Much of it likely was ordered to guard against shortages but now becomes surplus hops that soon will be bound for secondary markets.
Hops also are being grown in more Midwestern states, notably Michigan and including Missouri and Kansas.
Royal Hops Co. harvested its third crop in late August on three acres west of Edgerton in Platte County. It was a relative bin-busting 1,000 pounds compared with only 50 pounds a year ago and, its owners hope, 4,000 pounds next year.

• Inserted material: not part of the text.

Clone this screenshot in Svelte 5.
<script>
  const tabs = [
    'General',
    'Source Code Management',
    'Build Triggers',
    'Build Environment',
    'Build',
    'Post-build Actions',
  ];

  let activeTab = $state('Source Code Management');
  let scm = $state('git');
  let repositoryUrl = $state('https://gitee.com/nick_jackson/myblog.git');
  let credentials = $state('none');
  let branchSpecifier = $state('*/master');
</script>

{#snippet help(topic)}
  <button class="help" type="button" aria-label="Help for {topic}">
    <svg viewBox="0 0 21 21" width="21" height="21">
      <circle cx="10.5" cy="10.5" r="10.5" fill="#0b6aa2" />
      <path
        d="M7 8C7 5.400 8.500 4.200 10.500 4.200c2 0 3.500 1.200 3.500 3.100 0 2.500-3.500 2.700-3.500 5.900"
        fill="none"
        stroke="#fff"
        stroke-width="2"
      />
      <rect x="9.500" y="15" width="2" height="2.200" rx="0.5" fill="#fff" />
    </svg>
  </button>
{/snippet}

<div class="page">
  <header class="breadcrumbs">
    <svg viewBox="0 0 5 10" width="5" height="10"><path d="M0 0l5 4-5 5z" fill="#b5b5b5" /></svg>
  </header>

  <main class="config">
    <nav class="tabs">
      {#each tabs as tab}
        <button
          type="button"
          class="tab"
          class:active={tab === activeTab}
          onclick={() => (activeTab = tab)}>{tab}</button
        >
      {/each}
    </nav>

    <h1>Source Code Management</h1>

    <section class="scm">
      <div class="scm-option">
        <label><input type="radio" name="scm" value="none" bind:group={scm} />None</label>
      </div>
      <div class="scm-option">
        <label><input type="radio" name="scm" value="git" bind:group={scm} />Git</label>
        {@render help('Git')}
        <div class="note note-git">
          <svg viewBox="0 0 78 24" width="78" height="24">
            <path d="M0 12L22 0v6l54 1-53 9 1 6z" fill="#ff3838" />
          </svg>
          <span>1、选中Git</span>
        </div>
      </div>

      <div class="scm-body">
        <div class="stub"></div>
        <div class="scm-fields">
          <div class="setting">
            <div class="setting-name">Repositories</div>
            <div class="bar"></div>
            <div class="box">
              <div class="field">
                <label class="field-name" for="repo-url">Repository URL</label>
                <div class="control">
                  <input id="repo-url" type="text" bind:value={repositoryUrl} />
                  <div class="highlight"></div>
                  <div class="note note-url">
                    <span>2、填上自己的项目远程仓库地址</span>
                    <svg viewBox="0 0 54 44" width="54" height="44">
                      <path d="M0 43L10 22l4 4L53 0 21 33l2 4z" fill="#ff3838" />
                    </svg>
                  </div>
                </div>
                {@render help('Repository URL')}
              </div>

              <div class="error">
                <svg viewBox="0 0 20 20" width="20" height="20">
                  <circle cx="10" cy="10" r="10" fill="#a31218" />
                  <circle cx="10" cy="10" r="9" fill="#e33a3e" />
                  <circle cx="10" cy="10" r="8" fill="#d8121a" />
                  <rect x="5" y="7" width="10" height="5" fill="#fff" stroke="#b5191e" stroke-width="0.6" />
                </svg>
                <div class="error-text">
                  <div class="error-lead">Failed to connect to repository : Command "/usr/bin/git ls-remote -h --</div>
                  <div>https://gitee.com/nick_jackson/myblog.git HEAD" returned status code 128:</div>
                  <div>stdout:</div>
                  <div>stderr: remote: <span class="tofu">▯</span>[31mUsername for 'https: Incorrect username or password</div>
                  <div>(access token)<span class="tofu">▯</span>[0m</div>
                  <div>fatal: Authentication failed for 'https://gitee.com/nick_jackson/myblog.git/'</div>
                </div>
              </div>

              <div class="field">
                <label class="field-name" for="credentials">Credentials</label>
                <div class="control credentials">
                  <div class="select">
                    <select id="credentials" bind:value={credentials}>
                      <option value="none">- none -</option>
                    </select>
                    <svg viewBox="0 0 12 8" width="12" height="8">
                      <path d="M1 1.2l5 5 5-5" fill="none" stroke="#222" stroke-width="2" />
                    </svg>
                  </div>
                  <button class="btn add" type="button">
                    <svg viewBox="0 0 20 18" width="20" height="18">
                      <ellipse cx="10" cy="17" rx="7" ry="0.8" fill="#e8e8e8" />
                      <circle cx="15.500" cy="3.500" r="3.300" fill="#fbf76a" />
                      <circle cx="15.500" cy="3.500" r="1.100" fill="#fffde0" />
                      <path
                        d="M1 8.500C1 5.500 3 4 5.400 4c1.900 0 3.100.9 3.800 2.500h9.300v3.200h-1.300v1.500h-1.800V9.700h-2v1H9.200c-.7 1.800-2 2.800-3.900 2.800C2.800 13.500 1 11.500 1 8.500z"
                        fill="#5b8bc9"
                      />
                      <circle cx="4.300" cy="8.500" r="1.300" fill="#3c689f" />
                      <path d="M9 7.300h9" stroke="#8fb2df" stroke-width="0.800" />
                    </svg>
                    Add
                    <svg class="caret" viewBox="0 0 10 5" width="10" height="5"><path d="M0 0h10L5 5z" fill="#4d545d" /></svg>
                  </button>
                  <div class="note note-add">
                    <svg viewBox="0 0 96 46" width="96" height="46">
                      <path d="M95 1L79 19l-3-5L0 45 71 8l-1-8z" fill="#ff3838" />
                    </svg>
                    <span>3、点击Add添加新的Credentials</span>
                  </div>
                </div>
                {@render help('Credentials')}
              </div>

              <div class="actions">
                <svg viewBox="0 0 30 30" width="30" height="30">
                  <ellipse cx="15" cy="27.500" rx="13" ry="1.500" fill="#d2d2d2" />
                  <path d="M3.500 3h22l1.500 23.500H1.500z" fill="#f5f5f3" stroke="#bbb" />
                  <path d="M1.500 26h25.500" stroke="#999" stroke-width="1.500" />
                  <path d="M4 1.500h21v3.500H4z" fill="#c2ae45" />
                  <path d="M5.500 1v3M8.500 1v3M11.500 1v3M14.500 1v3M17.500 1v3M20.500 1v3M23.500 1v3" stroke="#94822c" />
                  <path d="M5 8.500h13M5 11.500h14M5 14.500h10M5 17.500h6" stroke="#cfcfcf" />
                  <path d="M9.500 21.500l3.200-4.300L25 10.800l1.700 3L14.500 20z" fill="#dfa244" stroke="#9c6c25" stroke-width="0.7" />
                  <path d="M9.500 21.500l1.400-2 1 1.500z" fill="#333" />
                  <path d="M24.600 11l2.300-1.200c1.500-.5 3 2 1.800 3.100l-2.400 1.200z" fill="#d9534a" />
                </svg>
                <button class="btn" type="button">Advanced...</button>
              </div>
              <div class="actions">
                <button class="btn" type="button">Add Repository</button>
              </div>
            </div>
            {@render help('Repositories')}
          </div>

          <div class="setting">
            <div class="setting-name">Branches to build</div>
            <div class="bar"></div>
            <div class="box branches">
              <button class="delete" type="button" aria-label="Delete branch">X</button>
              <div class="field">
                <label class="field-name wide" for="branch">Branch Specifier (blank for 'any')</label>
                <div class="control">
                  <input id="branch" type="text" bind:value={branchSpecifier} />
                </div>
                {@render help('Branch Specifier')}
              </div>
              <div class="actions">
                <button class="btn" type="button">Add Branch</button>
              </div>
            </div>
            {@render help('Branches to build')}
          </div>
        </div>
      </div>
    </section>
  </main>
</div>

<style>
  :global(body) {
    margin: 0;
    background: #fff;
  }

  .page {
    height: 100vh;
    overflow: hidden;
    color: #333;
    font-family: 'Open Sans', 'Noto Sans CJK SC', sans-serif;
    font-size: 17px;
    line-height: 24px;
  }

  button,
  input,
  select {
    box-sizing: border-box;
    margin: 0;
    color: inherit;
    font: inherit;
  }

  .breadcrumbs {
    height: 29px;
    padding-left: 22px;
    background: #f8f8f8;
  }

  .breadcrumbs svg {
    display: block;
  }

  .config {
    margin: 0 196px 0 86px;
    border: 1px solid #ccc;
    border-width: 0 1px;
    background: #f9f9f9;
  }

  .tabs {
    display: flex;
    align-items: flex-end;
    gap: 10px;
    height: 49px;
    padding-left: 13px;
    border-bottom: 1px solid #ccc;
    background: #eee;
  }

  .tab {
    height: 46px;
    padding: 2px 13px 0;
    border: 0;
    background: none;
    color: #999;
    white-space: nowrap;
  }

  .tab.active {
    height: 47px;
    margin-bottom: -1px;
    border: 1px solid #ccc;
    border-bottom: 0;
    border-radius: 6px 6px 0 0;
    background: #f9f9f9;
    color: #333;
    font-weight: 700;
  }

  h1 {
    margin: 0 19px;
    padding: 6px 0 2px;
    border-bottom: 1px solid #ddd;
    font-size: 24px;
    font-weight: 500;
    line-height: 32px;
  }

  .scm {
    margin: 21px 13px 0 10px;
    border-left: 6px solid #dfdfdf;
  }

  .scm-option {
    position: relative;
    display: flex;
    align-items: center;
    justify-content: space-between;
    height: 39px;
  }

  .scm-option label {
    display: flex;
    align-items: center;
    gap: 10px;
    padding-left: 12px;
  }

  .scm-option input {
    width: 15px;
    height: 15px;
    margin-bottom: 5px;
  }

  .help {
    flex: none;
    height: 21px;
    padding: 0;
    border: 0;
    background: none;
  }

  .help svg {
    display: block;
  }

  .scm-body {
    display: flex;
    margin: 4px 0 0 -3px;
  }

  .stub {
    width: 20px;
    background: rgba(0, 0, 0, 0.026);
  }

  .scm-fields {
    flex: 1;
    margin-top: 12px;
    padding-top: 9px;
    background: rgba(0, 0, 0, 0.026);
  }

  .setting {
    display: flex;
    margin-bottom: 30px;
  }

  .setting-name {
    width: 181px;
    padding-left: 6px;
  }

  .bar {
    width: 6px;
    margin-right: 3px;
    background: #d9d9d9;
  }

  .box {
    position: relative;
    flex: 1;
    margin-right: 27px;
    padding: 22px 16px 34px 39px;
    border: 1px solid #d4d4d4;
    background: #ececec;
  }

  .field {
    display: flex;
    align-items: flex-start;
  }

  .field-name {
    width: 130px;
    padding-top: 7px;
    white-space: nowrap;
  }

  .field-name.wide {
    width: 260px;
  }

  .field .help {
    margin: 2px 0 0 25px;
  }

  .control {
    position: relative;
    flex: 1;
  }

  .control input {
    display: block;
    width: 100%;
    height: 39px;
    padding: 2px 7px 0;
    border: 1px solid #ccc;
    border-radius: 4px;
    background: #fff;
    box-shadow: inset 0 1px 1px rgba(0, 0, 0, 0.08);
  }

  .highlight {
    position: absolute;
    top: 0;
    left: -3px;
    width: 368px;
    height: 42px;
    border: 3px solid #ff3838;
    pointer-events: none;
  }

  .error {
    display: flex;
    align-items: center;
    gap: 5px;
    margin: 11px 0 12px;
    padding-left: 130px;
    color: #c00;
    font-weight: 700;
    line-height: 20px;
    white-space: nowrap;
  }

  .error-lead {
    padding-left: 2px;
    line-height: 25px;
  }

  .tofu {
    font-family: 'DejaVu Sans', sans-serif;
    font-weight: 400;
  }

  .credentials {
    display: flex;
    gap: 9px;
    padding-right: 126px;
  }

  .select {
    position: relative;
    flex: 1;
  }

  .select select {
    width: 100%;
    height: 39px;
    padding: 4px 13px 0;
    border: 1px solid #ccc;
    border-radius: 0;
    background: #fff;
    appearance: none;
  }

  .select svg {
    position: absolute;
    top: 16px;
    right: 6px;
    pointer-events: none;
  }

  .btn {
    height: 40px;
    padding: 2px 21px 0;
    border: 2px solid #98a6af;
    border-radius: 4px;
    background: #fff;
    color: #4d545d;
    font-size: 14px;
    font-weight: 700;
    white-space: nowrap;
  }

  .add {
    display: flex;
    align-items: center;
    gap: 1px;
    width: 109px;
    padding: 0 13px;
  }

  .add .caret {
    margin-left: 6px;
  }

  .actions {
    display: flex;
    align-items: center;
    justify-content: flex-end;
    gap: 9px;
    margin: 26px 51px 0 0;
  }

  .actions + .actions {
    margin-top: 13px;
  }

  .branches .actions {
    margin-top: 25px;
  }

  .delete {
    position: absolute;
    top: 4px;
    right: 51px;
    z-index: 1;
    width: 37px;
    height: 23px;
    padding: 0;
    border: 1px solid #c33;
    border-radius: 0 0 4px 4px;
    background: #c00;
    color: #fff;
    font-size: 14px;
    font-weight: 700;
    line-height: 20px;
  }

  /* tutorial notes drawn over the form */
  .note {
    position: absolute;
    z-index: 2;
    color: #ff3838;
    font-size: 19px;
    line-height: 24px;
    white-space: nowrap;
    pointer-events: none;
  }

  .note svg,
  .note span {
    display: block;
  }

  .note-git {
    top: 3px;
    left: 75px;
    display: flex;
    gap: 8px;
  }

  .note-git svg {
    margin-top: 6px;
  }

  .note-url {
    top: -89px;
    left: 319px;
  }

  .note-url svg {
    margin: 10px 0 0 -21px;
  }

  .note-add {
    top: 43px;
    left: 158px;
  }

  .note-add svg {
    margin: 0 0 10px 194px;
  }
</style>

That’s because hop plants take about three years to reach full production, at least outside of Washington State’s hop central, Yakima Valley.
It is laborious.
Hop plants grow as bines, which are a lot like vines. Growers plant a hop root and suspend cables overhead along crop rows. Ropes stretch 12 to 20 feet vertically between the cables. In the case of Royal Hops’ small plot, deft fingers tied roughly 11,000 knots — one at the top and one at the bottom of each rope.
The first shoots of spring have to be trained to climb the ropes. At harvest, ropes are cut down and fed through a harvesting machine that strips the bines and then sorts the leaves from the cone flowers. Spring means another crop and more knot-tying.
A few miles southwest of Ottawa, Kansas Hop Co. harvested a half acre of hops this year, its first. As a first-year harvest, the picking was done by hand to keep the bines in place longer to help further establish new plants.
“It’s farming, like, 100 years ago,” said Ryan Triggs, one of three partners in the venture.
Both local growers eye local breweries as customers for the industry-preferred dried and compressed hops that can be stored easily and used throughout the year. Freshly picked hops lose their punch quickly if not processed.
Still, both have provided fresh hops locally for an extra punch, with some of Kansas Hop Co.’s recent harvest in batch 8 of Torn Label’s Hang’em High. It was an exercise in precise timing.
“You have basically a 24-hour window from the time that they’re picked,” Triggs said. “I drove them up to Kansas City... and they brewed them the next day.”